▶ **Required work**:
Leave out the images and repeat the listing below without a single change.

▶ **Recorded information**:
+ + +
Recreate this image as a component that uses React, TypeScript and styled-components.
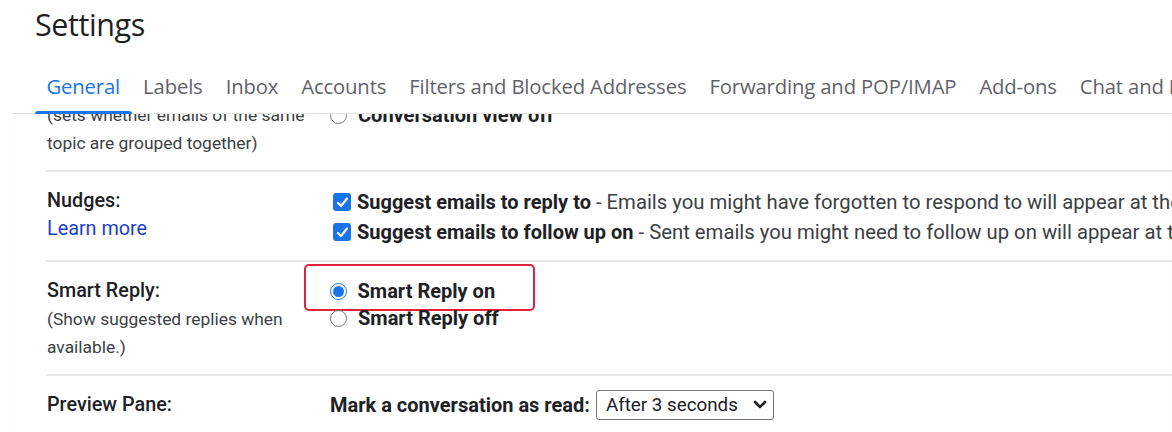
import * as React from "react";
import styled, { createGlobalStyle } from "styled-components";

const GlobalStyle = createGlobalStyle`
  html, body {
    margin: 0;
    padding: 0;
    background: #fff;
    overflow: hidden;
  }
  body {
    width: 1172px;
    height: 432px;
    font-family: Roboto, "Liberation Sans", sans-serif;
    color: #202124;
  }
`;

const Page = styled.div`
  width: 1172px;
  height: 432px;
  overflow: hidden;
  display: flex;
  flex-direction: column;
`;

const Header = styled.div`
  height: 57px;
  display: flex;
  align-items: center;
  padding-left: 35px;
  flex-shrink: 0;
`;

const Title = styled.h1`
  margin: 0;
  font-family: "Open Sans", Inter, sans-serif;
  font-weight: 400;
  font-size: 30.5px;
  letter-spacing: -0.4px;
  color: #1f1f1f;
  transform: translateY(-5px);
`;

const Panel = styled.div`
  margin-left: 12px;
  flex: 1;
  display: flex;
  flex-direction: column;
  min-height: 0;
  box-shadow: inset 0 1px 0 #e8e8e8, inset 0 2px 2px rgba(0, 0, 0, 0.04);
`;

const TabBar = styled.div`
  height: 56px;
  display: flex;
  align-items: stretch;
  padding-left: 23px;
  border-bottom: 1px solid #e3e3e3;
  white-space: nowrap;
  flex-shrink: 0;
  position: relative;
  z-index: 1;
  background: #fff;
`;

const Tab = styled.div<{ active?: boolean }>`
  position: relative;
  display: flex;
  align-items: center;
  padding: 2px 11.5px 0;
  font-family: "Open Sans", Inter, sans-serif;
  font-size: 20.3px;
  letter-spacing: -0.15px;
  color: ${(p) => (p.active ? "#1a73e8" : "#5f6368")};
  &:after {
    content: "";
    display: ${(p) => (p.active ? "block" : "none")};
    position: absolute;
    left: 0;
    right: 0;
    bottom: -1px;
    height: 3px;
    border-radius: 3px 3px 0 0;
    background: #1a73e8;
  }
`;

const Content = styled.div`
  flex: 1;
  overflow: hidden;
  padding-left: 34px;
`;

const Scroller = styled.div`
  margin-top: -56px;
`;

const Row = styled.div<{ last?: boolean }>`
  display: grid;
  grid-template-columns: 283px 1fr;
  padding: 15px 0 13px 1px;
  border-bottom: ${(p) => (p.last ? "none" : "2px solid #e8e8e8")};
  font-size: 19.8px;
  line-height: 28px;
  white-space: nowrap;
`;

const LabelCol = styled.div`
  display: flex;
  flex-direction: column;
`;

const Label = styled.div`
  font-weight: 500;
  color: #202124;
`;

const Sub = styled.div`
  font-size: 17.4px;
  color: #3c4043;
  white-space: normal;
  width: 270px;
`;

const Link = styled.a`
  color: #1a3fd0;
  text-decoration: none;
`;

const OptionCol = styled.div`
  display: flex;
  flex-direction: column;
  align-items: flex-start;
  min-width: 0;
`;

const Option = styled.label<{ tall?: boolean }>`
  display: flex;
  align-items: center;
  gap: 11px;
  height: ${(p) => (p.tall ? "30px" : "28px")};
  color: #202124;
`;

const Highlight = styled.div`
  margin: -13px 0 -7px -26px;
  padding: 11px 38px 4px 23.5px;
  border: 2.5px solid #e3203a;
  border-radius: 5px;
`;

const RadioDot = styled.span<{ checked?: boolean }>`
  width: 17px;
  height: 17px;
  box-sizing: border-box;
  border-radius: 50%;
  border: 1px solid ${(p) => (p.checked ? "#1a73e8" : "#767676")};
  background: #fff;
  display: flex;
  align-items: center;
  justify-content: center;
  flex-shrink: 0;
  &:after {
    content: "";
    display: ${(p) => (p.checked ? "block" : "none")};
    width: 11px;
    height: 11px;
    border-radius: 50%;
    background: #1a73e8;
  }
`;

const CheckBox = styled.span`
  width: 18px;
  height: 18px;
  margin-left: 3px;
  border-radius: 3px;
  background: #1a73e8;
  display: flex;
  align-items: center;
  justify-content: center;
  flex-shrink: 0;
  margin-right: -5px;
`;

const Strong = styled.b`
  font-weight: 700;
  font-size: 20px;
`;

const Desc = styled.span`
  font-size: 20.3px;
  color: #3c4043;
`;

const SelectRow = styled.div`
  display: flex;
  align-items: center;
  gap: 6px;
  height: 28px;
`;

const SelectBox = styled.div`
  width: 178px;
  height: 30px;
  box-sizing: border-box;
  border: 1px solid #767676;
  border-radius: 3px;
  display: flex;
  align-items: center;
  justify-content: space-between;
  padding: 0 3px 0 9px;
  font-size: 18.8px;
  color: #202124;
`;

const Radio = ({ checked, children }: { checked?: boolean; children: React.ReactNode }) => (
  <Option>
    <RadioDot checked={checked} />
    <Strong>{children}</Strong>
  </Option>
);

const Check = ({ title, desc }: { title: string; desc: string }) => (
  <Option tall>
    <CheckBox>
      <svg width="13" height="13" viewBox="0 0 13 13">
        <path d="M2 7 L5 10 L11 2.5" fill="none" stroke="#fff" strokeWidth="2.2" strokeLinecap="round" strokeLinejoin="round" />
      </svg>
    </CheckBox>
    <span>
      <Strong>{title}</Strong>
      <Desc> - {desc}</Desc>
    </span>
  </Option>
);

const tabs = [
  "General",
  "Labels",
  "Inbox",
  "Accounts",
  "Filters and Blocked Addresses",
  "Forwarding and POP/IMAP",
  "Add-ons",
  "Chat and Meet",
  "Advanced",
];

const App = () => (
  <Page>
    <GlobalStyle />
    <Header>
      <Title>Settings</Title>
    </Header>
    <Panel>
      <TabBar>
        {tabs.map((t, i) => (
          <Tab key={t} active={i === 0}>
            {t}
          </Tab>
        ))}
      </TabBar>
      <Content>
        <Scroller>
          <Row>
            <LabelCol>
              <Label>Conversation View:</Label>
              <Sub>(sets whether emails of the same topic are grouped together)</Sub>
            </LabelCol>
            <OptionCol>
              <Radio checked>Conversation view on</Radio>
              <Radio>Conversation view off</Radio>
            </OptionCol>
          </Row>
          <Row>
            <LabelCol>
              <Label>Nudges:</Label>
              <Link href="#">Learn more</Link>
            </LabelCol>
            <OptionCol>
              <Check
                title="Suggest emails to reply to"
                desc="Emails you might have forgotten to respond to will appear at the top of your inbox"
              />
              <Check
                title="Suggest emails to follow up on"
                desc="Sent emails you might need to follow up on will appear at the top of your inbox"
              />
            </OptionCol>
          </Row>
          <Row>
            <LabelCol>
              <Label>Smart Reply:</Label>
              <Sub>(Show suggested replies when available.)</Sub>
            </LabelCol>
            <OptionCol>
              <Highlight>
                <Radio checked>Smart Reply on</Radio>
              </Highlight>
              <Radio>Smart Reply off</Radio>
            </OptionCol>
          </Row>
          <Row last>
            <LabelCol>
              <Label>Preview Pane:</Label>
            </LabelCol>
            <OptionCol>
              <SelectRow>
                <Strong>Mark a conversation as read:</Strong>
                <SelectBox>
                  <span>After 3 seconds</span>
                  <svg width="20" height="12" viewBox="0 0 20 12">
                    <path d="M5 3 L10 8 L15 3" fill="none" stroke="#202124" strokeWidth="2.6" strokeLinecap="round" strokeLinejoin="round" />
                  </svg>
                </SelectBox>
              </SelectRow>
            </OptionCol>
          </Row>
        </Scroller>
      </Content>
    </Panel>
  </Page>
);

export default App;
+ + +
▶ **Response to this task**:
Recreate this image as a component that uses React, TypeScript and styled-components.
import * as React from "react";
import styled, { createGlobalStyle } from "styled-components";

const GlobalStyle = createGlobalStyle`
  html, body {
    margin: 0;
    padding: 0;
    background: #fff;
    overflow: hidden;
  }
  body {
    width: 1172px;
    height: 432px;
    font-family: Roboto, "Liberation Sans", sans-serif;
    color: #202124;
  }
`;

const Page = styled.div`
  width: 1172px;
  height: 432px;
  overflow: hidden;
  display: flex;
  flex-direction: column;
`;

const Header = styled.div`
  height: 57px;
  display: flex;
  align-items: center;
  padding-left: 35px;
  flex-shrink: 0;
`;

const Title = styled.h1`
  margin: 0;
  font-family: "Open Sans", Inter, sans-serif;
  font-weight: 400;
  font-size: 30.5px;
  letter-spacing: -0.4px;
  color: #1f1f1f;
  transform: translateY(-5px);
`;

const Panel = styled.div`
  margin-left: 12px;
  flex: 1;
  display: flex;
  flex-direction: column;
  min-height: 0;
  box-shadow: inset 0 1px 0 #e8e8e8, inset 0 2px 2px rgba(0, 0, 0, 0.04);
`;

const TabBar = styled.div`
  height: 56px;
  display: flex;
  align-items: stretch;
  padding-left: 23px;
  border-bottom: 1px solid #e3e3e3;
  white-space: nowrap;
  flex-shrink: 0;
  position: relative;
  z-index: 1;
  background: #fff;
`;

const Tab = styled.div<{ active?: boolean }>`
  position: relative;
  display: flex;
  align-items: center;
  padding: 2px 11.5px 0;
  font-family: "Open Sans", Inter, sans-serif;
  font-size: 20.3px;
  letter-spacing: -0.15px;
  color: ${(p) => (p.active ? "#1a73e8" : "#5f6368")};
  &:after {
    content: "";
    display: ${(p) => (p.active ? "block" : "none")};
    position: absolute;
    left: 0;
    right: 0;
    bottom: -1px;
    height: 3px;
    border-radius: 3px 3px 0 0;
    background: #1a73e8;
  }
`;

const Content = styled.div`
  flex: 1;
  overflow: hidden;
  padding-left: 34px;
`;

const Scroller = styled.div`
  margin-top: -56px;
`;

const Row = styled.div<{ last?: boolean }>`
  display: grid;
  grid-template-columns: 283px 1fr;
  padding: 15px 0 13px 1px;
  border-bottom: ${(p) => (p.last ? "none" : "2px solid #e8e8e8")};
  font-size: 19.8px;
  line-height: 28px;
  white-space: nowrap;
`;

const LabelCol = styled.div`
  display: flex;
  flex-direction: column;
`;

const Label = styled.div`
  font-weight: 500;
  color: #202124;
`;

const Sub = styled.div`
  font-size: 17.4px;
  color: #3c4043;
  white-space: normal;
  width: 270px;
`;

const Link = styled.a`
  color: #1a3fd0;
  text-decoration: none;
`;

const OptionCol = styled.div`
  display: flex;
  flex-direction: column;
  align-items: flex-start;
  min-width: 0;
`;

const Option = styled.label<{ tall?: boolean }>`
  display: flex;
  align-items: center;
  gap: 11px;
  height: ${(p) => (p.tall ? "30px" : "28px")};
  color: #202124;
`;

const Highlight = styled.div`
  margin: -13px 0 -7px -26px;
  padding: 11px 38px 4px 23.5px;
  border: 2.5px solid #e3203a;
  border-radius: 5px;
`;

const RadioDot = styled.span<{ checked?: boolean }>`
  width: 17px;
  height: 17px;
  box-sizing: border-box;
  border-radius: 50%;
  border: 1px solid ${(p) => (p.checked ? "#1a73e8" : "#767676")};
  background: #fff;
  display: flex;
  align-items: center;
  justify-content: center;
  flex-shrink: 0;
  &:after {
    content: "";
    display: ${(p) => (p.checked ? "block" : "none")};
    width: 11px;
    height: 11px;
    border-radius: 50%;
    background: #1a73e8;
  }
`;

const CheckBox = styled.span`
  width: 18px;
  height: 18px;
  margin-left: 3px;
  border-radius: 3px;
  background: #1a73e8;
  display: flex;
  align-items: center;
  justify-content: center;
  flex-shrink: 0;
  margin-right: -5px;
`;

const Strong = styled.b`
  font-weight: 700;
  font-size: 20px;
`;

const Desc = styled.span`
  font-size: 20.3px;
  color: #3c4043;
`;

const SelectRow = styled.div`
  display: flex;
  align-items: center;
  gap: 6px;
  height: 28px;
`;

const SelectBox = styled.div`
  width: 178px;
  height: 30px;
  box-sizing: border-box;
  border: 1px solid #767676;
  border-radius: 3px;
  display: flex;
  align-items: center;
  justify-content: space-between;
  padding: 0 3px 0 9px;
  font-size: 18.8px;
  color: #202124;
`;

const Radio = ({ checked, children }: { checked?: boolean; children: React.ReactNode }) => (
  <Option>
    <RadioDot checked={checked} />
    <Strong>{children}</Strong>
  </Option>
);

const Check = ({ title, desc }: { title: string; desc: string }) => (
  <Option tall>
    <CheckBox>
      <svg width="13" height="13" viewBox="0 0 13 13">
        <path d="M2 7 L5 10 L11 2.5" fill="none" stroke="#fff" strokeWidth="2.2" strokeLinecap="round" strokeLinejoin="round" />
      </svg>
    </CheckBox>
    <span>
      <Strong>{title}</Strong>
      <Desc> - {desc}</Desc>
    </span>
  </Option>
);

const tabs = [
  "General",
  "Labels",
  "Inbox",
  "Accounts",
  "Filters and Blocked Addresses",
  "Forwarding and POP/IMAP",
  "Add-ons",
  "Chat and Meet",
  "Advanced",
];

const App = () => (
  <Page>
    <GlobalStyle />
    <Header>
      <Title>Settings</Title>
    </Header>
    <Panel>
      <TabBar>
        {tabs.map((t, i) => (
          <Tab key={t} active={i === 0}>
            {t}
          </Tab>
        ))}
      </TabBar>
      <Content>
        <Scroller>
          <Row>
            <LabelCol>
              <Label>Conversation View:</Label>
              <Sub>(sets whether emails of the same topic are grouped together)</Sub>
            </LabelCol>
            <OptionCol>
              <Radio checked>Conversation view on</Radio>
              <Radio>Conversation view off</Radio>
            </OptionCol>
          </Row>
          <Row>
            <LabelCol>
              <Label>Nudges:</Label>
              <Link href="#">Learn more</Link>
            </LabelCol>
            <OptionCol>
              <Check
                title="Suggest emails to reply to"
                desc="Emails you might have forgotten to respond to will appear at the top of your inbox"
              />
              <Check
                title="Suggest emails to follow up on"
                desc="Sent emails you might need to follow up on will appear at the top of your inbox"
              />
            </OptionCol>
          </Row>
          <Row>
            <LabelCol>
              <Label>Smart Reply:</Label>
              <Sub>(Show suggested replies when available.)</Sub>
            </LabelCol>
            <OptionCol>
              <Highlight>
                <Radio checked>Smart Reply on</Radio>
              </Highlight>
              <Radio>Smart Reply off</Radio>
            </OptionCol>
          </Row>
          <Row last>
            <LabelCol>
              <Label>Preview Pane:</Label>
            </LabelCol>
            <OptionCol>
              <SelectRow>
                <Strong>Mark a conversation as read:</Strong>
                <SelectBox>
                  <span>After 3 seconds</span>
                  <svg width="20" height="12" viewBox="0 0 20 12">
                    <path d="M5 3 L10 8 L15 3" fill="none" stroke="#202124" strokeWidth="2.6" strokeLinecap="round" strokeLinejoin="round" />
                  </svg>
                </SelectBox>
              </SelectRow>
            </OptionCol>
          </Row>
        </Scroller>
      </Content>
    </Panel>
  </Page>
);

export default App;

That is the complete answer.